Loope has engaged in over 450 projects in different parts of the world in the five decades of his service. He has worked with numerous clients in planning and designing buildings in a variety of countries, including Saudi Arabia, the United Arab Emirates, Korea, the Philippines, Taiwan, Mainland China, the Dominican Republic, Ireland, Mexico, and Hong Kong. His expertise in designing projects is not limited to one building type rather he has addressed numerous types of projects ranging from large urban master plans to boutique hotels and. luxury custom homes
Loope’s creativity knows no bounds. He founded his own business in 2002, HL Design Build LLC., a real estate development, and design-build firm which focuses on designing boutique hotels, spas, luxury custom homes, and preservation work. He is also the founder of R. Nicholas Loope, FAIA, LLC, a consulting firm that deals with mergers and acquisitions, restructurings, ownership, management transitions, and turnarounds occurring in the design and construction industry.
Despite working in all these firms, he realized that there was something more that he could contribute to design, which led him to create, the STUDIO @ Westmoreland Farm.
Launching the STUDIO @ Westmoreland Farm is a sheer output of Loope’s creativity and imagination undertaken in collaboration with his wife, renowned Interior Designer, Lynne Beyer. The STUDIO is an integrated design practice with expertise in design, procurement, and building. He is the principal architect and CEO of the company Lynne is the principal interior designer. The company assists clients in finding their dream home location, designing and building that forever home. A one-stop shop for those with decerning tastes and a desire to have it their way. He is recognized for creating numerous notable projects, including Desert Arc, Jade Bar at the Sanctuary Resort and Spa, Faculty Club at Arizona State University, 420 Roosevelt historic renovation and adaptive reuse, Monona Terrace, Life Dream House 1997, and Lykes House restoration.
Loope’s excellence in architectural design and planning was a result of his interest and inclination toward it since childhood, his father was a carpenter and his grandfather a cabinetmaker. He graduated from the University of Maryland with a Bachelor of Architecture and completed a master’s degree in environmental design from Yale University in 1975. In 1981, he completed the Program for Management Development at the Harvard Business School in order to augment his skills in business administration, operations, and management. He continued to learn different trends and the latest advancements in the field of architecture through attending multiple educational seminars, including the Harvard Graduate School of Design, Urban Legend Institute (ULI) symposium, National Association for Industrial and Office Parks (NAIOP) seminars, Design-Build Institute of America (DBIA) seminars, Association of Collegiate Schools of Architecture (ACSA) Practice Design seminar series at St. Johns College, American Institute of Architects (AIA) Conferences and Forums, DPIC seminars, and AU.
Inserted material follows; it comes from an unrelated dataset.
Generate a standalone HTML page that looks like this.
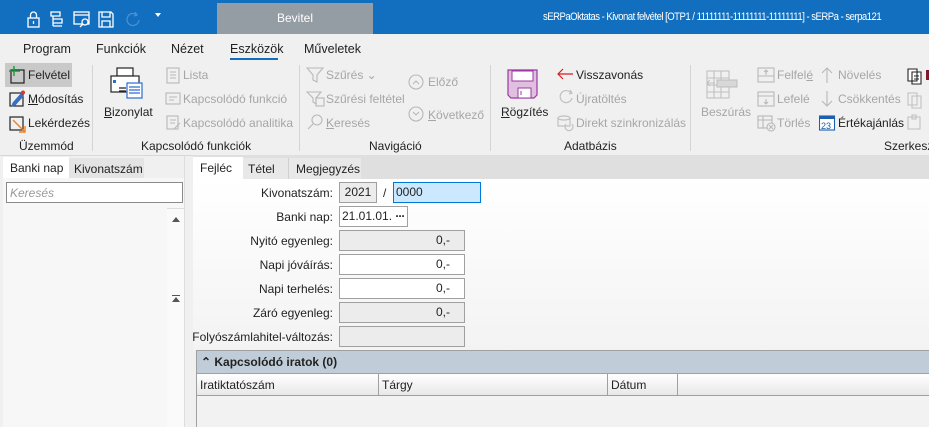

Loope’s continuous dedication to the field of learning is one of the reasons behind his successful teaching career. He has taught architecture and design at multiple universities. He has been serving as Professor Emeritus at Arizona State University since 2011. His mastery in the field can be gauged by the fact that he has designed numerous real estate development programs and architectural courses. His most noteworthy academic contribution was the Master of Real Estate Development degree program at ASU. It was the first transdisciplinary program at ASU to integrate faculty and curriculum for the Sandra Day O’Connor Law School, the W. P. Carey Business School, the Ira A. Fulton College of Engineering, and the College of Architecture and Design.
His works are a testament to his craft as an architect. They are representative of how design can be advanced and synced with current trends while offering a meaningful impression for the future. The progeny is not going to judge the architect for his skill in designing but for how much thought and consideration he put in while designing, just like we do in our times while looking at the buildings of the past.